Annette Zera, principal of Tower Hamlets college, and a member of the Moser committee that first highlighted poor literacy and numeracy levels in adults, welcomes the strategy. “I think the thing that’s most significant here is the teacher training work. None of this is going to work, and the Government is not going to hit its targets without a great many more trained and qualified teachers. And that’s primarily where we’ve focused our energy.”

The Association of Colleges has been running the LSC-funded Basic Skills Quality Initiative to help colleges raise standards of basic skills tuition. Judith Norrington, the association’s director of curriculum and quality, says there is a new, more upbeat mood in colleges about adult basic skills.

“When you go into an institution now, nobody’s saying basic skills, what’s that? A few years ago it was more neglected and didn’t feature in the echelons of the senior management team. “That’s not the case now. They will make sure there’s a route between the basic skills co-ordinator and the senior management team.”

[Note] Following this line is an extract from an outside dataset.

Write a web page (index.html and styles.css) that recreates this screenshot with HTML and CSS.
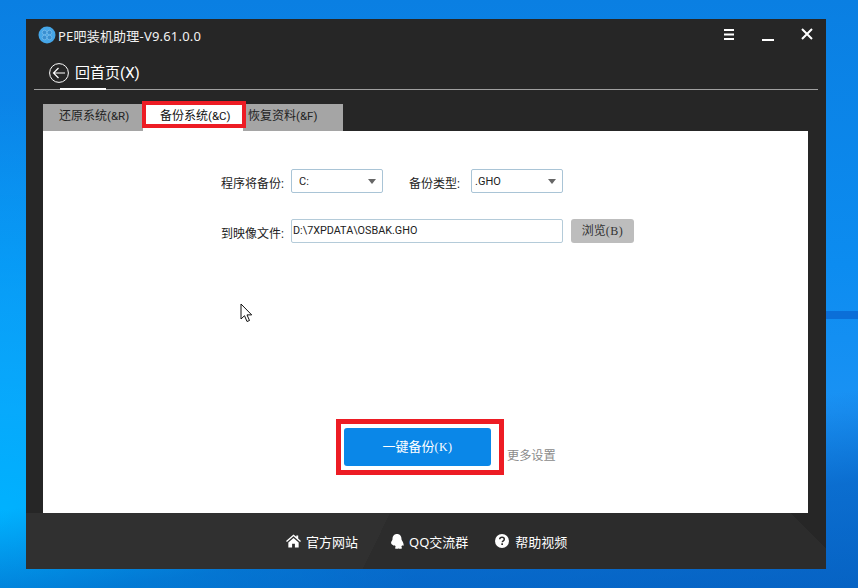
FILE: index.html
```html
<!DOCTYPE html>
<html lang="zh-CN">
<head>
  <meta charset="UTF-8">
  <meta name="viewport" content="width=device-width, initial-scale=1.0">
  <title>PE吧装机助理</title>
  <link rel="stylesheet" href="styles.css">
</head>
<body>
  <div class="window">
    <header class="titlebar">
      <div class="app-title">
        <svg class="app-logo" width="18" height="18" viewBox="0 0 18 18">
          <circle cx="9" cy="9" r="8.500" fill="#45a6e8"/>
          <circle cx="6.500" cy="6.500" r="2.300" fill="#3a8fd0" stroke="#7cbfec" stroke-width=".7"/>
          <circle cx="11.500" cy="6.500" r="2.300" fill="#3a8fd0" stroke="#7cbfec" stroke-width=".7"/>
          <circle cx="6.500" cy="11.500" r="2.300" fill="#3a8fd0" stroke="#7cbfec" stroke-width=".7"/>
          <circle cx="11.500" cy="11.500" r="2.300" fill="#3a8fd0" stroke="#7cbfec" stroke-width=".7"/>
        </svg>
        <span>PE吧装机助理-V9.61.0.0</span>
      </div>
      <div class="win-btns">
        <svg width="10" height="11" viewBox="0 0 10 11"><path d="M0 0h10v2H0zM0 4.500h10v2H0zM0 9h10v2H0z" fill="#fff"/></svg>
        <svg class="win-min" width="12" height="2" viewBox="0 0 12 2"><path d="M0 0h12v2H0z" fill="#fff"/></svg>
        <svg width="12" height="12" viewBox="0 0 12 12"><path d="M1 1l10 10M11 1L1 11" stroke="#fff" stroke-width="2"/></svg>
      </div>
    </header>

    <div class="backbar">
      <div class="back-link">
        <svg width="20" height="20" viewBox="0 0 20 20" fill="none" stroke="#fff">
          <circle cx="10" cy="10" r="9.400"/>
          <path d="M16 10H4.500M9.500 5l-5 5 5 5" stroke-width="1.200"/>
        </svg>
        <span>回首页(X)</span>
      </div>
    </div>

    <div class="tabs">
      <div class="tab tab-first">还原系统<small>(&amp;R)</small></div>
      <div class="tab tab-active">备份系统<small>(&amp;C)</small><span class="red-mark tab-mark"></span></div>
      <div class="tab tab-last">恢复资料<small>(&amp;F)</small></div>
    </div>

    <main class="panel">
      <div class="form">
        <div class="row">
          <label>程序将备份:</label>
          <div class="select"><span class="c-val">C:</span><i class="arrow"></i></div>
          <label class="label-type">备份类型:</label>
          <div class="select"><span>.GHO</span><i class="arrow"></i></div>
        </div>
        <div class="row row-file">
          <label>到映像文件:</label>
          <div class="input">D:\7XPDATA\OSBAK.GHO</div>
          <div class="browse">浏览<span class="hotkey">(B)</span></div>
        </div>
      </div>

      <svg class="cursor" width="13" height="20" viewBox="0 0 13 20">
        <path d="M1 1v15l3.500-3.300 2.500 5.800 2.500-1-2.500-5.600h4.700z" fill="#fff" stroke="#111" stroke-width="1"/>
      </svg>

      <div class="actions">
        <div class="primary">一键备份<span class="hotkey">(K)</span><span class="red-mark btn-mark"></span></div>
        <a class="more">更多设置</a>
      </div>
    </main>

    <footer class="footer">
      <a class="foot-link">
        <svg width="15" height="14" viewBox="0 0 16 14"><path d="M8 0l3 2.500V1h2v3.200L16 7l-1 1-7-6-7 6-1-1zM2.500 8.500L8 3.800l5.500 4.700V14H9.500v-4h-3v4h-4z" fill="#fff"/></svg>
        <span>官方网站</span>
      </a>
      <a class="foot-link">
        <svg width="14" height="15" viewBox="0 0 14 15"><path d="M7 0c3 0 4.500 2.300 4.500 5 0 .6.100 1 .6 1.700.9 1.300 1.700 3 1.500 4.600-.1.900-.8.700-1.500-.3-.1 1-.5 1.600-1 2.100.8.300 1 .7 1 1 0 .5-1.200.9-3 .6-.4-.2-.8-.2-1.200 0-1.800.3-3 0-3-.6 0-.4.300-.7 1-1-.5-.5-.9-1.100-1-2.100-.7 1-1.400 1.200-1.500.3C.2 9.700 1 8 1.900 6.700 2.400 6 2.500 5.600 2.500 5 2.500 2.300 4 0 7 0z" fill="#fff"/></svg>
        <span>QQ交流群</span>
      </a>
      <a class="foot-link foot-help">
        <svg width="14" height="14" viewBox="0 0 14 14">
          <circle cx="7" cy="7" r="7" fill="#fff"/>
          <path d="M4.700 5.300C4.800 3.900 5.800 3.200 7 3.200c1.300 0 2.300.8 2.300 2 0 1.700-2 1.600-2 3.100" fill="none" stroke="#2d2d2d" stroke-width="1.500"/>
          <rect x="6.300" y="9.300" width="1.700" height="1.700" fill="#2d2d2d"/>
        </svg>
        <span>帮助视频</span>
      </a>
    </footer>
  </div>
</body>
</html>
```

FILE: styles.css
```css
* { box-sizing: border-box; }
html, body { height: 100%; }
body {
  margin: 0;
  overflow: hidden;
  padding: 19px 32px 19px 26px;
  font-family: Roboto, "Noto Sans CJK SC", sans-serif;
  background:
    linear-gradient(#0b6fd8, #0b6fd8) right 311px / 32px 8px no-repeat,
    linear-gradient(172deg, transparent 0 72%, rgba(0,70,170,0.45) 85%, rgba(0,60,160,0.5) 100%),
    radial-gradient(ellipse 420px 420px at 0 520px, #00b2ff 0%, rgba(0,178,255,0) 100%),
    linear-gradient(180deg, #0a7fe2 0%, #0c8cf0 45%, #1a92f4 70%, #0c8ae8 100%);
}

.window { width: 800px; height: 550px; background: #262626; display: flex; flex-direction: column; }

.titlebar { height: 32px; display: flex; align-items: center; justify-content: space-between; padding: 0 13px 0 12px; color: #f2f2f2; }
.app-title { display: flex; align-items: center; gap: 2px; font-family: "Noto Sans", "Noto Sans CJK SC", sans-serif; font-size: 13px; letter-spacing: .2px; }
.win-btns { display: flex; align-items: center; gap: 21px; margin-top: -2px; }
.win-min { margin: 11px 6px 0 7px; }

.backbar { height: 39px; margin: 0 8px; border-bottom: 1px solid #a0a0a0; padding: 12px 0 0 15px; position: relative; }
.backbar::after { content: ''; position: absolute; left: 26px; bottom: -1px; width: 46px; height: 2px; background: #fff; }
.back-link { display: flex; align-items: center; gap: 6px; color: #fff; font-size: 15px; line-height: 20px; }

.tabs { display: flex; margin: 14px 0 0 17px; height: 27px; width: 300px; background: #a5a5a5; flex: none; }
.tab { width: 100px; font-size: 12px; line-height: 25px; color: #222; position: relative; white-space: nowrap; padding-left: 16px; }
.tab small { font-size: 11.500px; }
.tab-active { background: #fff; color: #111; padding-left: 17px; }
.tab-last { padding-left: 5px; }

.red-mark { position: absolute; border: solid #ed1c24; }
.tab-mark { left: -1px; top: -3px; width: 104px; height: 27px; border-width: 4px; }
.btn-mark { left: -8px; top: -9px; width: 168px; height: 56px; border-width: 5px; }

.panel { width: 765px; height: 382px; margin-left: 17px; background: #fff; position: relative; }

.form { padding: 38px 0 0 178px; }
.row { display: flex; align-items: center; height: 24px; }
.row-file { margin-top: 26px; }
label { font-size: 12px; width: 70px; margin-top: 2px; color: #222; white-space: nowrap; }
.label-type { width: 62px; margin-left: 26px; }
.select { width: 92px; height: 24px; border: 1px solid #a9c4d6; border-radius: 2px; display: flex; align-items: center; justify-content: space-between; padding: 0 6px 0 3px; font-size: 11px; color: #222; }
.c-val { padding-left: 4px; }
.arrow { width: 0; height: 0; border: solid transparent; border-width: 5.500px 4.500px 0; border-top-color: #666; }
.input { width: 272px; height: 24px; border: 1px solid #b4cbd9; border-radius: 2px; padding: 0 1px; font-size: 10.800px; line-height: 22px; color: #222; }
.browse { width: 63px; height: 24px; margin-left: 8px; background: #bdbdbd; border-radius: 3px; font-size: 12px; line-height: 25px; text-align: center; color: #333; }
.hotkey { font-family: "Liberation Serif", serif; letter-spacing: .5px; font-size: 12px; }

.cursor { position: absolute; left: 197px; top: 172px; }

.actions { position: absolute; left: 301px; top: 297px; display: flex; }
.primary { width: 147px; height: 38px; background: #0a87e8; border-radius: 3px; color: #fff; font-size: 13px; line-height: 38px; text-align: center; position: relative; }
.more { margin: 20px 0 0 16px; font-size: 12.200px; line-height: 17px; color: #8a8a8a; }

.footer {
  flex: 1;
  display: flex;
  align-items: center;
  gap: 32px;
  padding-left: 260px;
  background:
    linear-gradient(225deg, #262626 25px, transparent 25px),
    linear-gradient(116deg, #303030 0 44%, #2c2c2c 44% 100%);
}
.foot-link { display: flex; align-items: center; gap: 5px; color: #fff; font-family: "Noto Sans", "Noto Sans CJK SC", sans-serif; font-size: 13px; }
.foot-help { margin-left: -5px; gap: 6px; }
```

The AOC has welcomed the new strategy, but Ms Norrington warns that the thinking is not as “joined up” as it might be, and that the whole strategy is too tied in with meeting national targets. “We have to put the learner first and meet their needs. Sometimes those needs will also lead to the gaining of targets. In some cases their need will be about being able to read to their grandchildren, and they may not want a qualification.”